### Stated problem
Copy everything in the listing below word for word, apart from any images.

### Source data
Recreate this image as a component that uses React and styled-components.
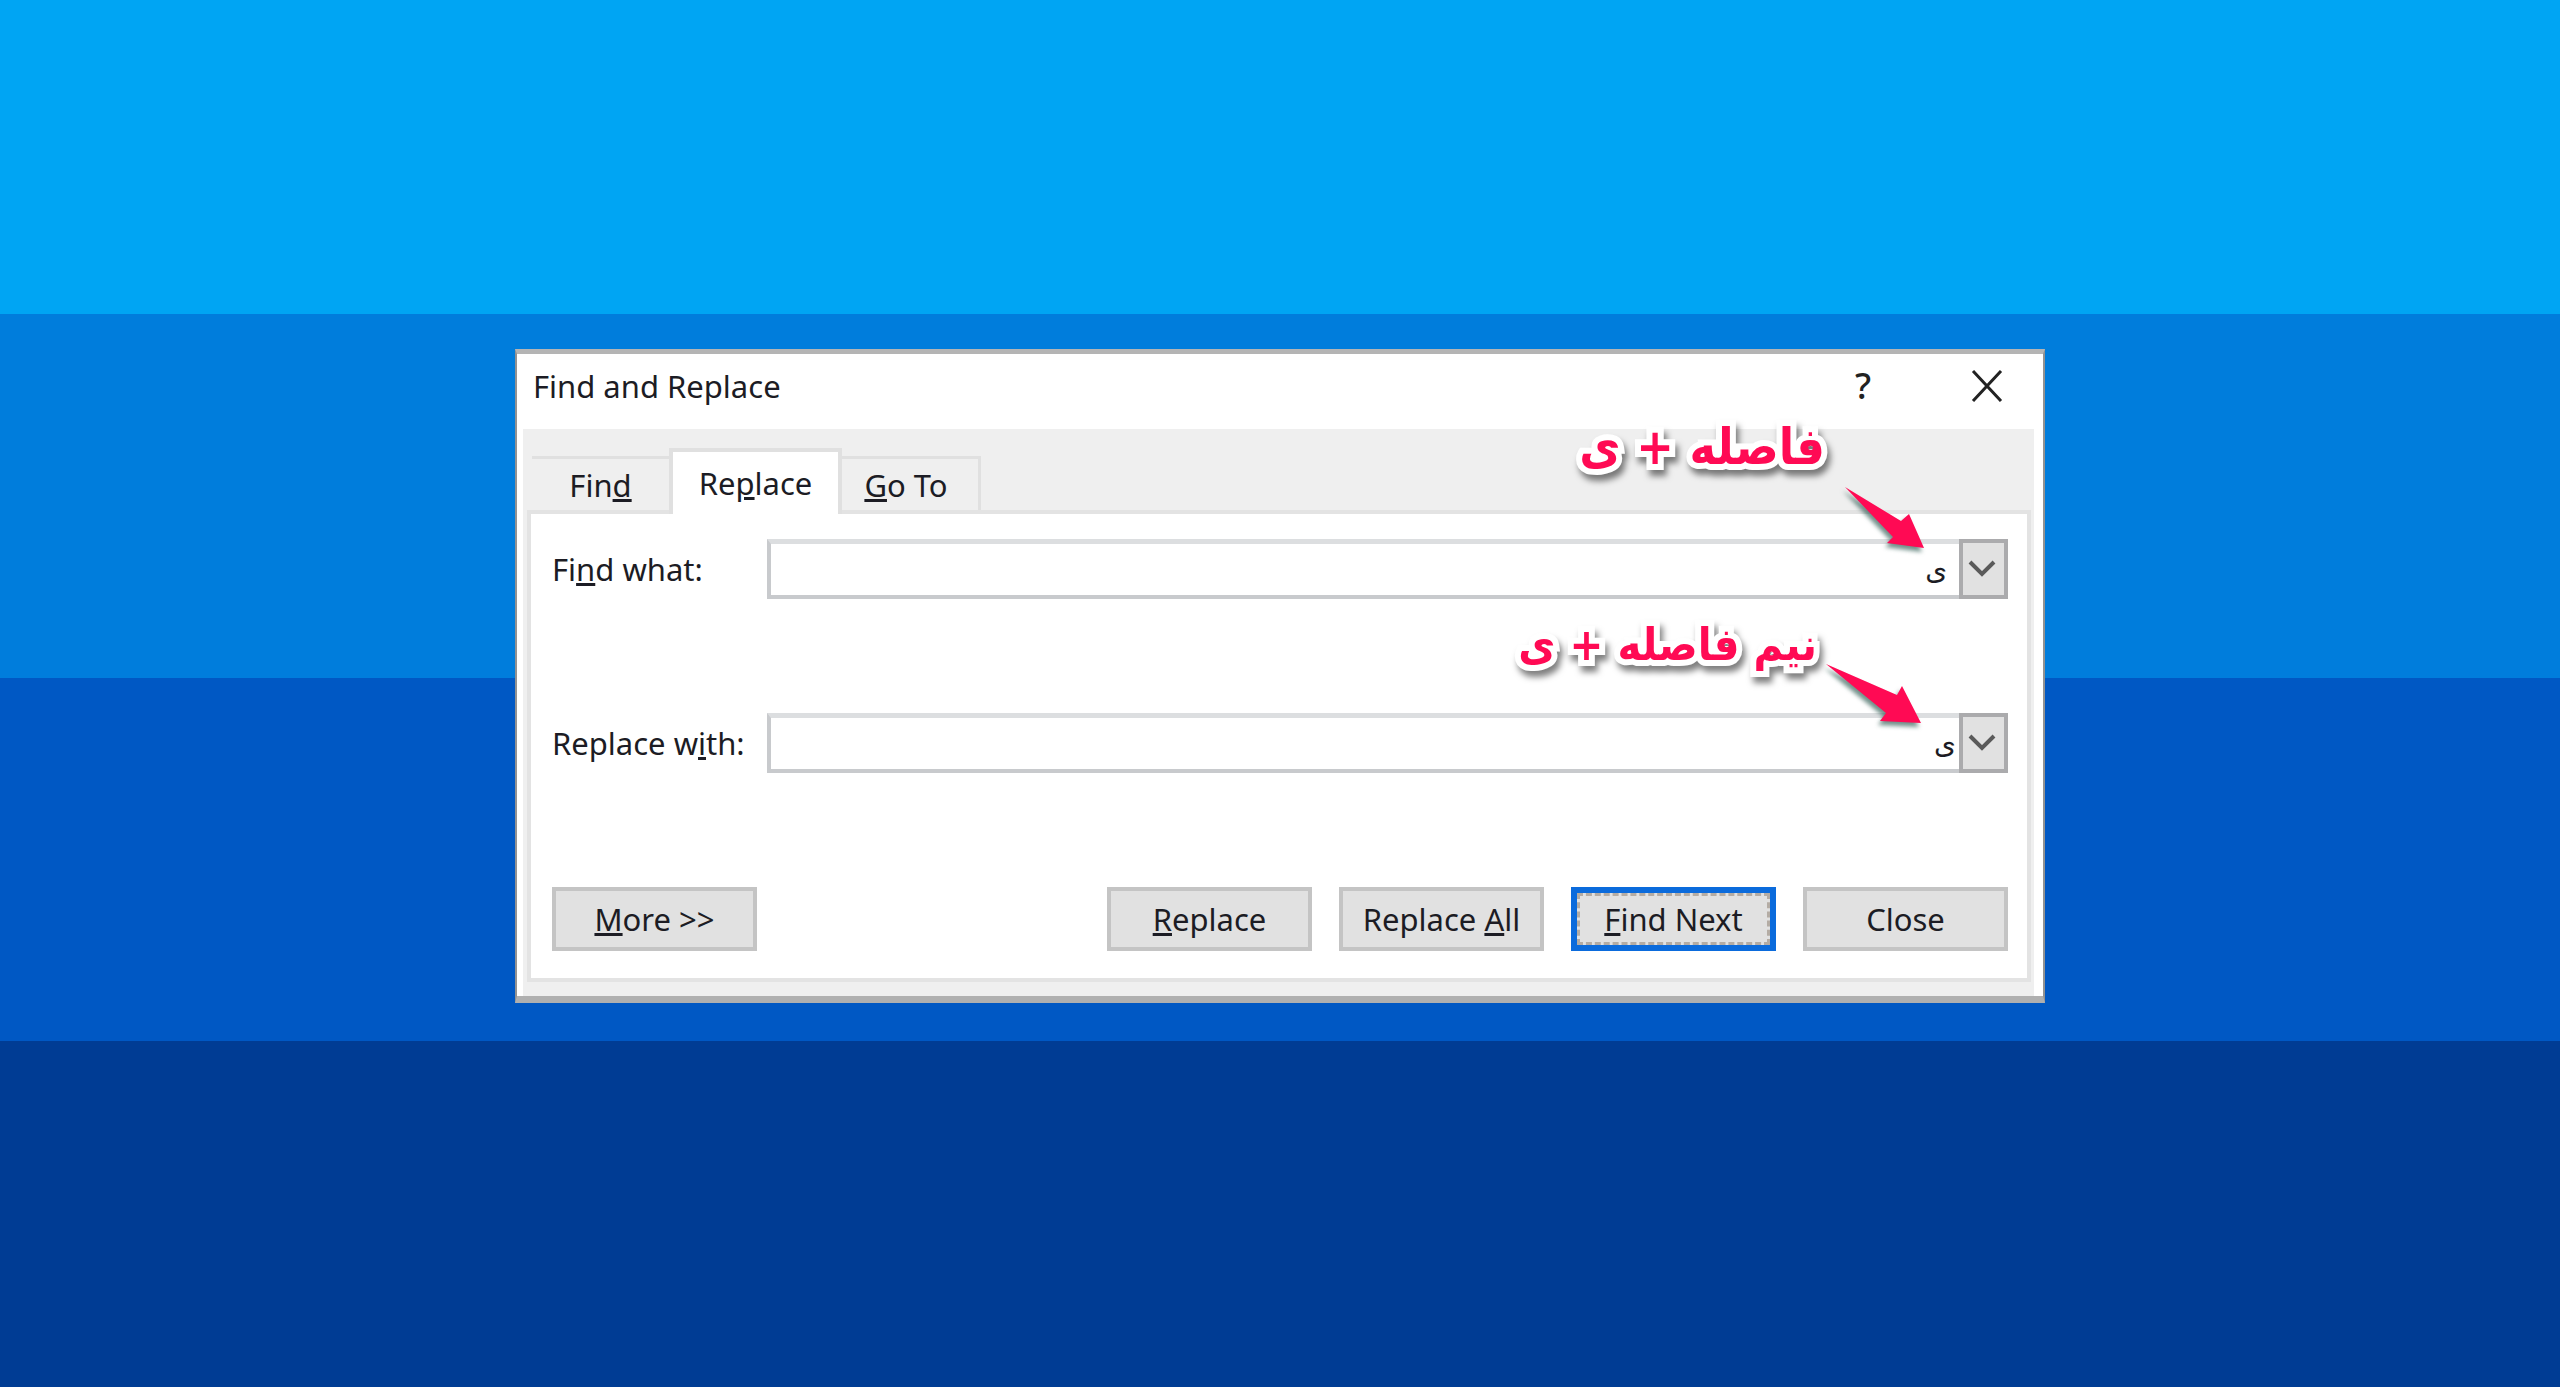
import styled, { createGlobalStyle } from "styled-components";

const GlobalStyle = createGlobalStyle`
  * {
    box-sizing: border-box;
  }

  body {
    margin: 0;
    font-family: "Noto Sans", "DejaVu Sans", sans-serif;
    font-size: 31px;
    line-height: 40px;
    color: #1c1c24;
  }
`;

const Desktop = styled.main`
  min-height: 100vh;
  padding-top: 349px;
  background: linear-gradient(
    #00a5f3 314px,
    #007ddc 314px 678px,
    #0058c4 678px 1041px,
    #003c94 1041px
  );
`;

const Dialog = styled.section`
  position: relative;
  width: 60%;
  max-width: 1530px;
  margin: 0 auto;
  padding: 0 9px 0 6px;
  background: #fff;
  border: solid #929292;
  border-width: 5px 2px 7px;
  border-top-color: #b4b4b4;
  border-bottom-color: #b0b0b0;
`;

const TitleBar = styled.header`
  display: flex;
  align-items: center;
  justify-content: space-between;
  height: 75px;
  padding: 0 29px 12px 10px;

  h1 {
    margin: 0;
    font-size: inherit;
    font-weight: 400;
  }
`;

const WindowButtons = styled.div`
  display: flex;
  gap: 88px;
`;

const WindowButton = styled.button`
  display: flex;
  align-items: center;
  justify-content: center;
  width: 36px;
  height: 40px;
  padding: 0;
  border: 0;
  background: none;
  font: 500 36px/40px "Noto Sans", sans-serif;
  color: #222;
`;

const Body = styled.div`
  padding: 19px 3px 14px 4px;
  background: #efefef;
`;

const Tabs = styled.div`
  display: flex;
  align-items: flex-end;
  padding-left: 5px;
`;

const Tab = styled.button`
  width: ${({ $width }) => $width}px;
  height: ${({ $active }) => ($active ? 66 : 54)}px;
  margin-bottom: ${({ $active }) => ($active ? -4 : 0)}px;
  padding: 0;
  border: solid #e0e0e0;
  border-width: ${({ $sides }) => $sides};
  background: ${({ $active }) => ($active ? "#fff" : "#efefef")};
  font: inherit;
  color: inherit;
  z-index: ${({ $active }) => ($active ? 1 : 0)};

  &:last-child {
    padding-right: 8px;
  }
`;

const Panel = styled.div`
  padding: 25px 19px 27px 21px;
  border: 4px solid #e3e3e3;
  background: #fff;
`;

const Field = styled.div`
  display: flex;
  align-items: center;
  margin-bottom: 114px;

  label {
    width: 215px;
    white-space: nowrap;
  }
`;

const Combo = styled.div`
  display: flex;
  flex: 1;
  height: 60px;
`;

const ComboInput = styled.input`
  flex: 1;
  min-width: 0;
  padding: 0 3px;
  border: solid #c8cacd;
  border-width: 5px 0 4px 4px;
  border-top-color: #dcdee0;
  background: #fff;
  font: 28px/40px "DejaVu Sans", sans-serif;
  color: #1c1c24;
  outline: 0;
`;

const ComboButton = styled.button`
  display: flex;
  align-items: center;
  justify-content: center;
  width: 49px;
  padding: 0 4px 0 0;
  border: 4px solid #ababad;
  background: #e1e1e1;
`;

const Actions = styled.div`
  display: flex;
  gap: 27px;
`;

const ActionButton = styled.button`
  width: 205px;
  height: 64px;
  padding: 0;
  border: ${({ $primary }) => ($primary ? "6px solid #0b6bdc" : "4px solid #c4c4c4")};
  outline: ${({ $primary }) => ($primary ? "3px dashed #b4aca4" : "0")};
  outline-offset: -9px;
  background: #e1e1e1;
  font: inherit;
  color: inherit;
  white-space: nowrap;

  &:first-child {
    margin-right: auto;
  }
`;

const Note = styled.p`
  position: absolute;
  top: ${({ $top }) => $top}px;
  right: ${({ $right }) => $right}px;
  margin: 0;
  font: 700 ${({ $size }) => $size}px/60px "DejaVu Sans Condensed", "DejaVu Sans", sans-serif;
  color: #ff0a54;
  white-space: nowrap;
  paint-order: stroke fill;
  -webkit-text-stroke: 12px #fff;
  filter: drop-shadow(3px 6px 3px rgba(0, 0, 0, 0.5));
`;

const Arrow = styled.svg`
  position: absolute;
  top: ${({ $top }) => $top}px;
  right: ${({ $right }) => $right}px;
  fill: #ff0a54;
  filter: drop-shadow(-2px 4px 2px rgba(20, 70, 60, 0.6));
`;

function ComboField({ id, label, value }) {
  return (
    <Field>
      <label htmlFor={id}>{label}</label>
      <Combo>
        <ComboInput id={id} dir="rtl" defaultValue={value} />
        <ComboButton aria-label="Open list">
          <svg width="28" height="18" viewBox="0 0 28 18" fill="none" stroke="#5a5a5a" strokeWidth="4">
            <path d="M2 2l12 12L26 2" />
          </svg>
        </ComboButton>
      </Combo>
    </Field>
  );
}

function App() {
  return (
    <>
      <GlobalStyle />
      <Desktop>
        <Dialog role="dialog" aria-labelledby="title">
          <TitleBar>
            <h1 id="title">Find and Replace</h1>
            <WindowButtons>
              <WindowButton aria-label="Help">?</WindowButton>
              <WindowButton aria-label="Close window">
                <svg width="32" height="32" viewBox="0 0 32 32" stroke="#222" strokeWidth="3">
                  <path d="M2 1l28 30M30 1L2 31" />
                </svg>
              </WindowButton>
            </WindowButtons>
          </TitleBar>

          <Body>
            <Tabs role="tablist">
              <Tab role="tab" $width={137} $sides="3px 0 0">
                Fin<u>d</u>
              </Tab>
              <Tab role="tab" aria-selected="true" $active $width={173} $sides="4px 4px 0">
                Re<u>p</u>lace
              </Tab>
              <Tab role="tab" $width={139} $sides="3px 3px 0 0">
                <u>G</u>o To
              </Tab>
            </Tabs>

            <Panel>
              <ComboField id="find" label={<>Fi<u>n</u>d what:</>} value={" ی"} />
              <ComboField id="replace" label={<>Replace w<u>i</u>th:</>} value="ی" />
              <Actions>
                <ActionButton>
                  <u>M</u>ore &gt;&gt;
                </ActionButton>
                <ActionButton>
                  <u>R</u>eplace
                </ActionButton>
                <ActionButton>
                  Replace <u>A</u>ll
                </ActionButton>
                <ActionButton $primary>
                  <u>F</u>ind Next
                </ActionButton>
                <ActionButton>Close</ActionButton>
              </Actions>
            </Panel>
          </Body>

          <Note dir="rtl" $top={63} $right={218} $size={50}>
            فاصله + ی
          </Note>
          <Arrow $top={132} $right={117} width="82" height="66" viewBox="0 0 82 66">
            <path d="M1 1L57 35L65 28L80 62L43 57L49 51Z" />
          </Arrow>
          <Note dir="rtl" $top={261} $right={226} $size={45}>
            نیم فاصله + ی
          </Note>
          <Arrow $top={309} $right={120} width="98" height="62" viewBox="0 0 98 62">
            <path d="M1 1L72 32L77 23L96 60L55 58L61 50Z" />
          </Arrow>
        </Dialog>
      </Desktop>
    </>
  );
}

export default App;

### Written solution
Recreate this image as a component that uses React and styled-components.
import styled, { createGlobalStyle } from "styled-components";

const GlobalStyle = createGlobalStyle`
  * {
    box-sizing: border-box;
  }

  body {
    margin: 0;
    font-family: "Noto Sans", "DejaVu Sans", sans-serif;
    font-size: 31px;
    line-height: 40px;
    color: #1c1c24;
  }
`;

const Desktop = styled.main`
  min-height: 100vh;
  padding-top: 349px;
  background: linear-gradient(
    #00a5f3 314px,
    #007ddc 314px 678px,
    #0058c4 678px 1041px,
    #003c94 1041px
  );
`;

const Dialog = styled.section`
  position: relative;
  width: 60%;
  max-width: 1530px;
  margin: 0 auto;
  padding: 0 9px 0 6px;
  background: #fff;
  border: solid #929292;
  border-width: 5px 2px 7px;
  border-top-color: #b4b4b4;
  border-bottom-color: #b0b0b0;
`;

const TitleBar = styled.header`
  display: flex;
  align-items: center;
  justify-content: space-between;
  height: 75px;
  padding: 0 29px 12px 10px;

  h1 {
    margin: 0;
    font-size: inherit;
    font-weight: 400;
  }
`;

const WindowButtons = styled.div`
  display: flex;
  gap: 88px;
`;

const WindowButton = styled.button`
  display: flex;
  align-items: center;
  justify-content: center;
  width: 36px;
  height: 40px;
  padding: 0;
  border: 0;
  background: none;
  font: 500 36px/40px "Noto Sans", sans-serif;
  color: #222;
`;

const Body = styled.div`
  padding: 19px 3px 14px 4px;
  background: #efefef;
`;

const Tabs = styled.div`
  display: flex;
  align-items: flex-end;
  padding-left: 5px;
`;

const Tab = styled.button`
  width: ${({ $width }) => $width}px;
  height: ${({ $active }) => ($active ? 66 : 54)}px;
  margin-bottom: ${({ $active }) => ($active ? -4 : 0)}px;
  padding: 0;
  border: solid #e0e0e0;
  border-width: ${({ $sides }) => $sides};
  background: ${({ $active }) => ($active ? "#fff" : "#efefef")};
  font: inherit;
  color: inherit;
  z-index: ${({ $active }) => ($active ? 1 : 0)};

  &:last-child {
    padding-right: 8px;
  }
`;

const Panel = styled.div`
  padding: 25px 19px 27px 21px;
  border: 4px solid #e3e3e3;
  background: #fff;
`;

const Field = styled.div`
  display: flex;
  align-items: center;
  margin-bottom: 114px;

  label {
    width: 215px;
    white-space: nowrap;
  }
`;

const Combo = styled.div`
  display: flex;
  flex: 1;
  height: 60px;
`;

const ComboInput = styled.input`
  flex: 1;
  min-width: 0;
  padding: 0 3px;
  border: solid #c8cacd;
  border-width: 5px 0 4px 4px;
  border-top-color: #dcdee0;
  background: #fff;
  font: 28px/40px "DejaVu Sans", sans-serif;
  color: #1c1c24;
  outline: 0;
`;

const ComboButton = styled.button`
  display: flex;
  align-items: center;
  justify-content: center;
  width: 49px;
  padding: 0 4px 0 0;
  border: 4px solid #ababad;
  background: #e1e1e1;
`;

const Actions = styled.div`
  display: flex;
  gap: 27px;
`;

const ActionButton = styled.button`
  width: 205px;
  height: 64px;
  padding: 0;
  border: ${({ $primary }) => ($primary ? "6px solid #0b6bdc" : "4px solid #c4c4c4")};
  outline: ${({ $primary }) => ($primary ? "3px dashed #b4aca4" : "0")};
  outline-offset: -9px;
  background: #e1e1e1;
  font: inherit;
  color: inherit;
  white-space: nowrap;

  &:first-child {
    margin-right: auto;
  }
`;

const Note = styled.p`
  position: absolute;
  top: ${({ $top }) => $top}px;
  right: ${({ $right }) => $right}px;
  margin: 0;
  font: 700 ${({ $size }) => $size}px/60px "DejaVu Sans Condensed", "DejaVu Sans", sans-serif;
  color: #ff0a54;
  white-space: nowrap;
  paint-order: stroke fill;
  -webkit-text-stroke: 12px #fff;
  filter: drop-shadow(3px 6px 3px rgba(0, 0, 0, 0.5));
`;

const Arrow = styled.svg`
  position: absolute;
  top: ${({ $top }) => $top}px;
  right: ${({ $right }) => $right}px;
  fill: #ff0a54;
  filter: drop-shadow(-2px 4px 2px rgba(20, 70, 60, 0.6));
`;

function ComboField({ id, label, value }) {
  return (
    <Field>
      <label htmlFor={id}>{label}</label>
      <Combo>
        <ComboInput id={id} dir="rtl" defaultValue={value} />
        <ComboButton aria-label="Open list">
          <svg width="28" height="18" viewBox="0 0 28 18" fill="none" stroke="#5a5a5a" strokeWidth="4">
            <path d="M2 2l12 12L26 2" />
          </svg>
        </ComboButton>
      </Combo>
    </Field>
  );
}

function App() {
  return (
    <>
      <GlobalStyle />
      <Desktop>
        <Dialog role="dialog" aria-labelledby="title">
          <TitleBar>
            <h1 id="title">Find and Replace</h1>
            <WindowButtons>
              <WindowButton aria-label="Help">?</WindowButton>
              <WindowButton aria-label="Close window">
                <svg width="32" height="32" viewBox="0 0 32 32" stroke="#222" strokeWidth="3">
                  <path d="M2 1l28 30M30 1L2 31" />
                </svg>
              </WindowButton>
            </WindowButtons>
          </TitleBar>

          <Body>
            <Tabs role="tablist">
              <Tab role="tab" $width={137} $sides="3px 0 0">
                Fin<u>d</u>
              </Tab>
              <Tab role="tab" aria-selected="true" $active $width={173} $sides="4px 4px 0">
                Re<u>p</u>lace
              </Tab>
              <Tab role="tab" $width={139} $sides="3px 3px 0 0">
                <u>G</u>o To
              </Tab>
            </Tabs>

            <Panel>
              <ComboField id="find" label={<>Fi<u>n</u>d what:</>} value={" ی"} />
              <ComboField id="replace" label={<>Replace w<u>i</u>th:</>} value="ی" />
              <Actions>
                <ActionButton>
                  <u>M</u>ore &gt;&gt;
                </ActionButton>
                <ActionButton>
                  <u>R</u>eplace
                </ActionButton>
                <ActionButton>
                  Replace <u>A</u>ll
                </ActionButton>
                <ActionButton $primary>
                  <u>F</u>ind Next
                </ActionButton>
                <ActionButton>Close</ActionButton>
              </Actions>
            </Panel>
          </Body>

          <Note dir="rtl" $top={63} $right={218} $size={50}>
            فاصله + ی
          </Note>
          <Arrow $top={132} $right={117} width="82" height="66" viewBox="0 0 82 66">
            <path d="M1 1L57 35L65 28L80 62L43 57L49 51Z" />
          </Arrow>
          <Note dir="rtl" $top={261} $right={226} $size={45}>
            نیم فاصله + ی
          </Note>
          <Arrow $top={309} $right={120} width="98" height="62" viewBox="0 0 98 62">
            <path d="M1 1L72 32L77 23L96 60L55 58L61 50Z" />
          </Arrow>
        </Dialog>
      </Desktop>
    </>
  );
}

export default App;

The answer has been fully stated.